=== Extracted information ===
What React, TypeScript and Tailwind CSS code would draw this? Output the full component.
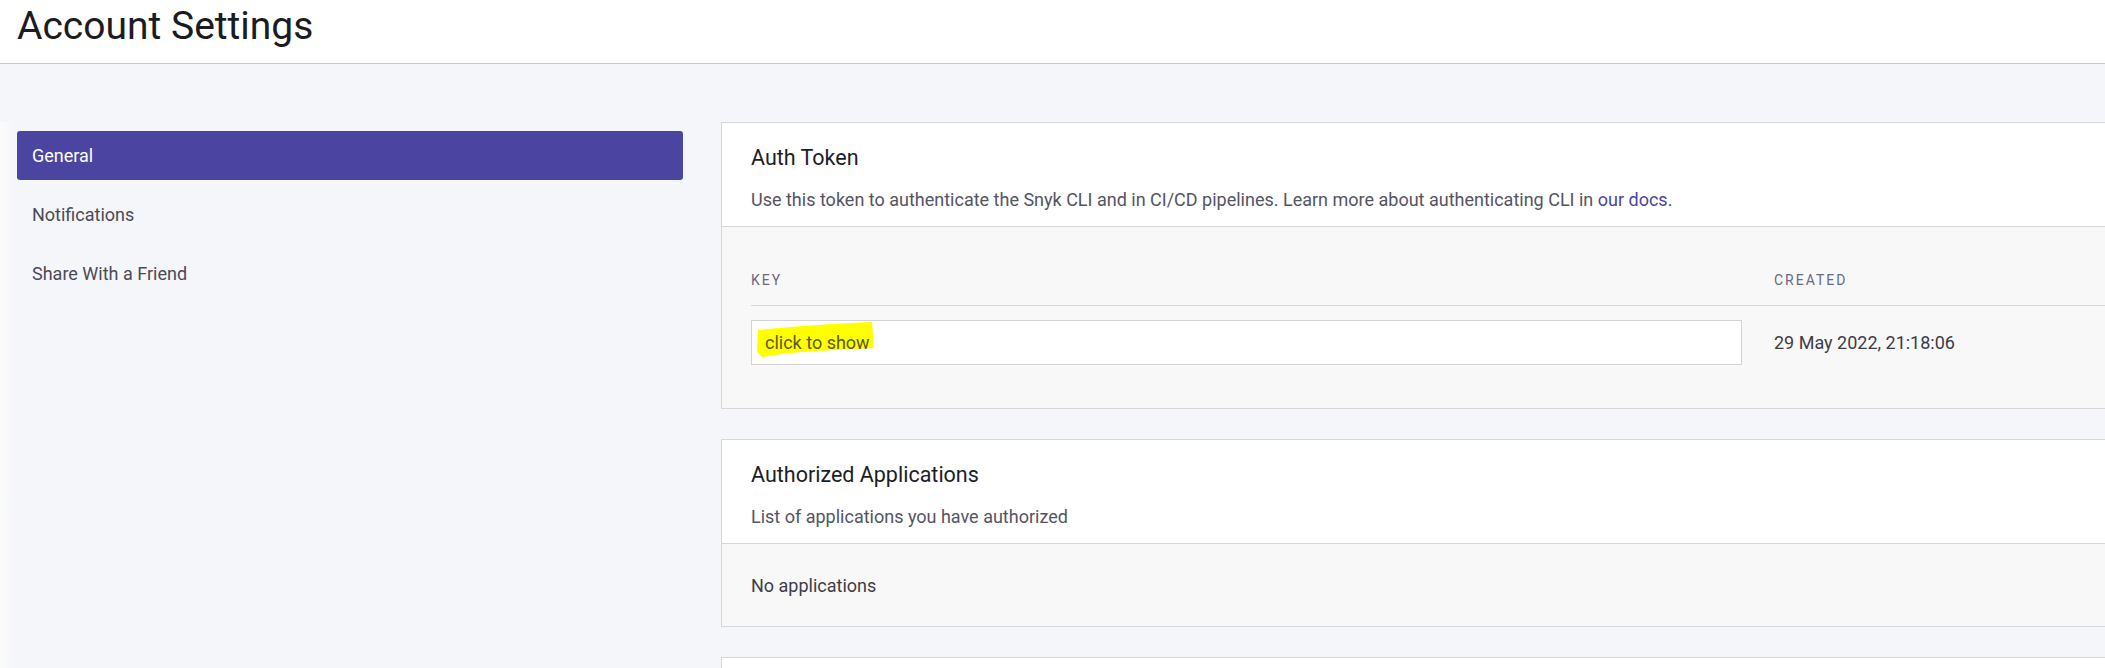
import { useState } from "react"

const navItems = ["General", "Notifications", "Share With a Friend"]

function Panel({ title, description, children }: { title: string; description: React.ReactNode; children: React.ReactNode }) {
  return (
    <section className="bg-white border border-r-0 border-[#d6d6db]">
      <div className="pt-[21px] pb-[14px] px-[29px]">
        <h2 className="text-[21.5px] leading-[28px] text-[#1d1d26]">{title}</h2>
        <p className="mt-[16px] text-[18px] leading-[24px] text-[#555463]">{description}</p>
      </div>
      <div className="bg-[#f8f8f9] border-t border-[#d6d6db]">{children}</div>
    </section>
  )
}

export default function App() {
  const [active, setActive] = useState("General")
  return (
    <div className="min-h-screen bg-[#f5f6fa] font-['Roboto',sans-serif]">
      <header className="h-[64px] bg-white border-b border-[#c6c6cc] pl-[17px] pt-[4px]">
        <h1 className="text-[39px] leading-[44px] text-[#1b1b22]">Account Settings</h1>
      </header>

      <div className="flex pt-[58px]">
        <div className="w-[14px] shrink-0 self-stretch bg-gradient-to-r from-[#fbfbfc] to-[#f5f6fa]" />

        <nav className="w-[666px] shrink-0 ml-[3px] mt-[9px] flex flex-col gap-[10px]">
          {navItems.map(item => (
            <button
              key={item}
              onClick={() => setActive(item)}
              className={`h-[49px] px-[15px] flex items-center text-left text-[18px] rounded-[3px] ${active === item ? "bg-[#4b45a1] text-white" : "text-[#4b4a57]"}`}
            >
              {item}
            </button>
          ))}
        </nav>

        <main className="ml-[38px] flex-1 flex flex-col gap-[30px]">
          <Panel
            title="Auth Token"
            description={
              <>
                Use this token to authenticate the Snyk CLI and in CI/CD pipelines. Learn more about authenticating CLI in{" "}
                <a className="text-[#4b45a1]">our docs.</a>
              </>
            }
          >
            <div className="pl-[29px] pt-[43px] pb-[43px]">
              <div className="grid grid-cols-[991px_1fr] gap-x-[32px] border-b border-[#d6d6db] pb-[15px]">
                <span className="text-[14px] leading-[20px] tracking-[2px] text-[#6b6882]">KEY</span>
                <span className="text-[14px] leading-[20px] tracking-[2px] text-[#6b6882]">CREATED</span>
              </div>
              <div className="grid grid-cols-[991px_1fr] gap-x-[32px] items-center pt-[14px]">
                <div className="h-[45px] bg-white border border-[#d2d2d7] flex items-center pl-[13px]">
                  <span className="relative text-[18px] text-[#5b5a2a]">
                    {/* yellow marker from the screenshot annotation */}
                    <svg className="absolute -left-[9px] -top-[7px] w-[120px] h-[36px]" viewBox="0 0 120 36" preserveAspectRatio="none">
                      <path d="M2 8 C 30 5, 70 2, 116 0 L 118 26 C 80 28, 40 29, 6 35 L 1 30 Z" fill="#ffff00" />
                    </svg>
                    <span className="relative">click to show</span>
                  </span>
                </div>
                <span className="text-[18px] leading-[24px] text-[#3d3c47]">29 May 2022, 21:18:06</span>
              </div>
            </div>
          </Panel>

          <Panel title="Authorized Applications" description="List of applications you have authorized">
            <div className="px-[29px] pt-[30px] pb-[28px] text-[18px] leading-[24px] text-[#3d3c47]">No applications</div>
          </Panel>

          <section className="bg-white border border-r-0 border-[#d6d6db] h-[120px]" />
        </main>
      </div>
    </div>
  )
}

==

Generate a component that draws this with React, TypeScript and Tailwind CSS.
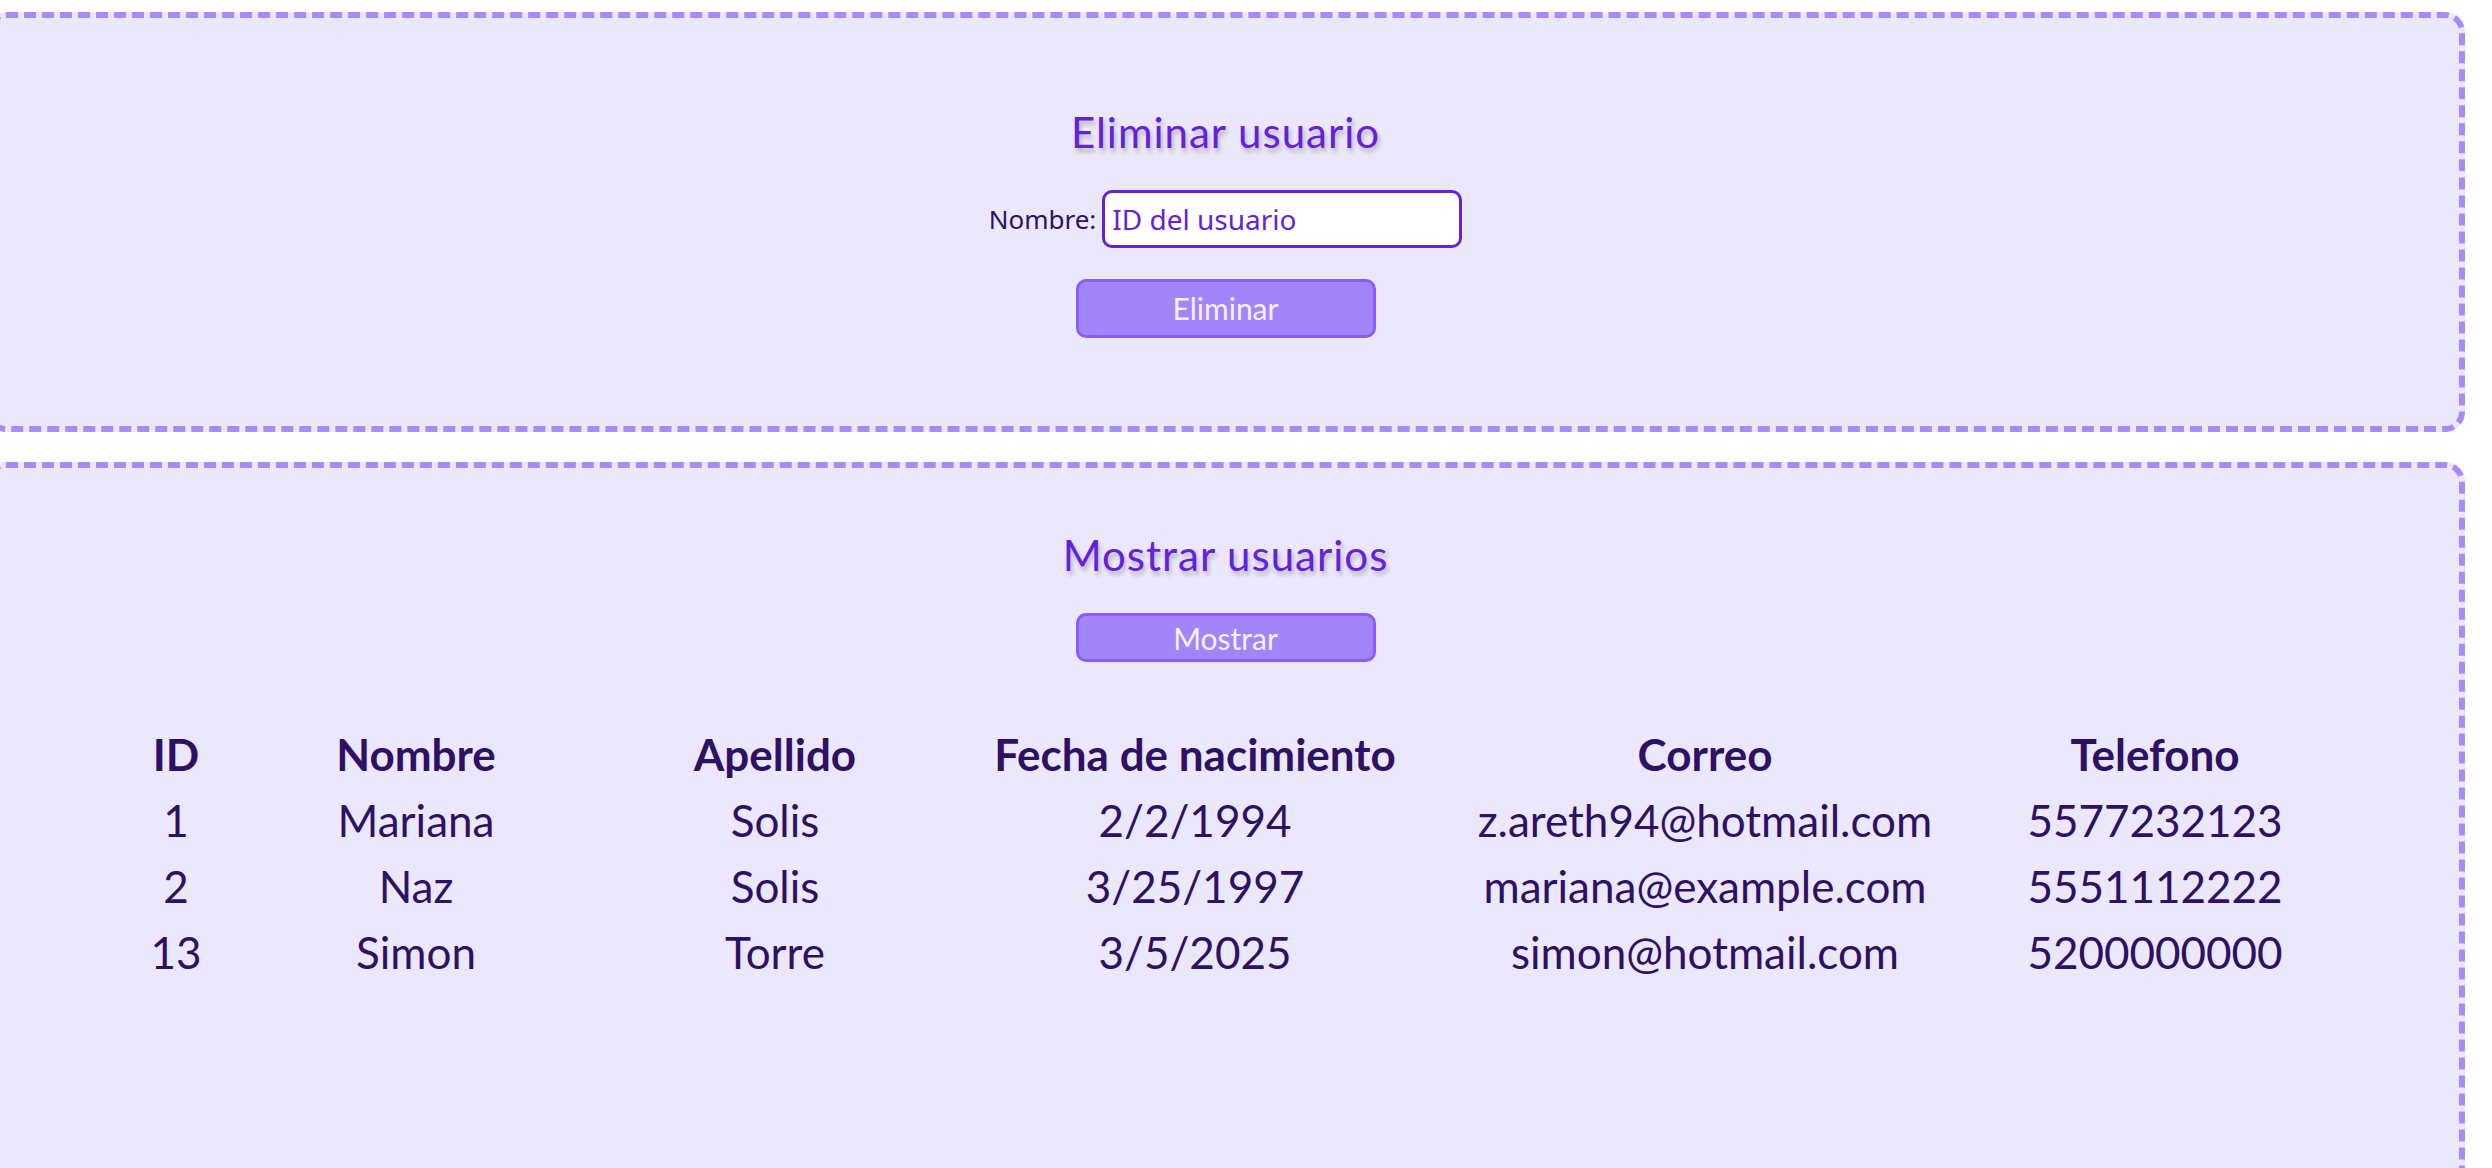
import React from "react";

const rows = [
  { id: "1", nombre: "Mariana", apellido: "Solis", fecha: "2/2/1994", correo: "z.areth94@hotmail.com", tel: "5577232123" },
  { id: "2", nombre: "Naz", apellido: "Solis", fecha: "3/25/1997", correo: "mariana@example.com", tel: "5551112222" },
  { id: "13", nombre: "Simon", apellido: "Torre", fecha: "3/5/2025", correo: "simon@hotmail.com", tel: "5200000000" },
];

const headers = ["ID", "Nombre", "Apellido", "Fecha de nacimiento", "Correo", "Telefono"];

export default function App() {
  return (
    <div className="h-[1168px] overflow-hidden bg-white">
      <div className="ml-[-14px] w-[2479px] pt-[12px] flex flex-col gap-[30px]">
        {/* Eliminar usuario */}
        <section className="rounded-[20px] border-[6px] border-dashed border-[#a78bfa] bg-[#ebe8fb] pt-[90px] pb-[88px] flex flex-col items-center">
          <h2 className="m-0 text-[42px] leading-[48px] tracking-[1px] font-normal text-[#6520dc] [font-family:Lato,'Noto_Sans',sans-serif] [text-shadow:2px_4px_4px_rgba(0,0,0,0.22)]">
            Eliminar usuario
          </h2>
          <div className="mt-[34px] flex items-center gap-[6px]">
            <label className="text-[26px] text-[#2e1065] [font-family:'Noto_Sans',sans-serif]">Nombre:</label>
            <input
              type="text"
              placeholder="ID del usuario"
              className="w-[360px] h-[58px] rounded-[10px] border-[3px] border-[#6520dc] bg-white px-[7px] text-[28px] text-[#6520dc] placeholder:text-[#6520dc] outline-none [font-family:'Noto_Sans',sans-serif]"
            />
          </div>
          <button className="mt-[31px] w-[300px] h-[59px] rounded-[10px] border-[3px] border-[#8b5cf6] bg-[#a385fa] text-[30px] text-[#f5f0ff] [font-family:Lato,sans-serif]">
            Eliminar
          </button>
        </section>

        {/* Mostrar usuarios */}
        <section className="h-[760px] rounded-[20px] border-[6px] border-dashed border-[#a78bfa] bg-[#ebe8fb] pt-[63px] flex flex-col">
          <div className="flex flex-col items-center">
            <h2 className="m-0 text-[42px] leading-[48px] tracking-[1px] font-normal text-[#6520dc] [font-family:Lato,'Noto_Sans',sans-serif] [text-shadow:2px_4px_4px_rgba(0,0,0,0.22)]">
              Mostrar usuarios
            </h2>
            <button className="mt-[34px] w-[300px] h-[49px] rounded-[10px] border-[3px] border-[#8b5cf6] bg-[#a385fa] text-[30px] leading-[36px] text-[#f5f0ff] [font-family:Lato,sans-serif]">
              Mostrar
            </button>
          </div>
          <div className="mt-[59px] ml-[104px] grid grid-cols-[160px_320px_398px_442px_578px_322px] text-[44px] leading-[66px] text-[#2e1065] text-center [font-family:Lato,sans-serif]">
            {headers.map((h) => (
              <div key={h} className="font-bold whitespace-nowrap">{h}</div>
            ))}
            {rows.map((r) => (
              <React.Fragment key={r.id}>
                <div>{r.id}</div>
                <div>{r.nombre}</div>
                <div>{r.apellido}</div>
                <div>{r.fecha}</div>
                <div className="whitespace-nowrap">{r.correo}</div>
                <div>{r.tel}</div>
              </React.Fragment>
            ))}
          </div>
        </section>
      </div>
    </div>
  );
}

=== What to produce ===
Only the lines from the one holding "What React, TypeScript" to the one holding "shrink-0 self-stretch bg-gradient-to-r" should be returned, both included and exactly as written, with no pictures.

=== The result ===
What React, TypeScript and Tailwind CSS code would draw this? Output the full component.
import { useState } from "react"

const navItems = ["General", "Notifications", "Share With a Friend"]

function Panel({ title, description, children }: { title: string; description: React.ReactNode; children: React.ReactNode }) {
  return (
    <section className="bg-white border border-r-0 border-[#d6d6db]">
      <div className="pt-[21px] pb-[14px] px-[29px]">
        <h2 className="text-[21.5px] leading-[28px] text-[#1d1d26]">{title}</h2>
        <p className="mt-[16px] text-[18px] leading-[24px] text-[#555463]">{description}</p>
      </div>
      <div className="bg-[#f8f8f9] border-t border-[#d6d6db]">{children}</div>
    </section>
  )
}

export default function App() {
  const [active, setActive] = useState("General")
  return (
    <div className="min-h-screen bg-[#f5f6fa] font-['Roboto',sans-serif]">
      <header className="h-[64px] bg-white border-b border-[#c6c6cc] pl-[17px] pt-[4px]">
        <h1 className="text-[39px] leading-[44px] text-[#1b1b22]">Account Settings</h1>
      </header>

      <div className="flex pt-[58px]">
        <div className="w-[14px] shrink-0 self-stretch bg-gradient-to-r from-[#fbfbfc] to-[#f5f6fa]" />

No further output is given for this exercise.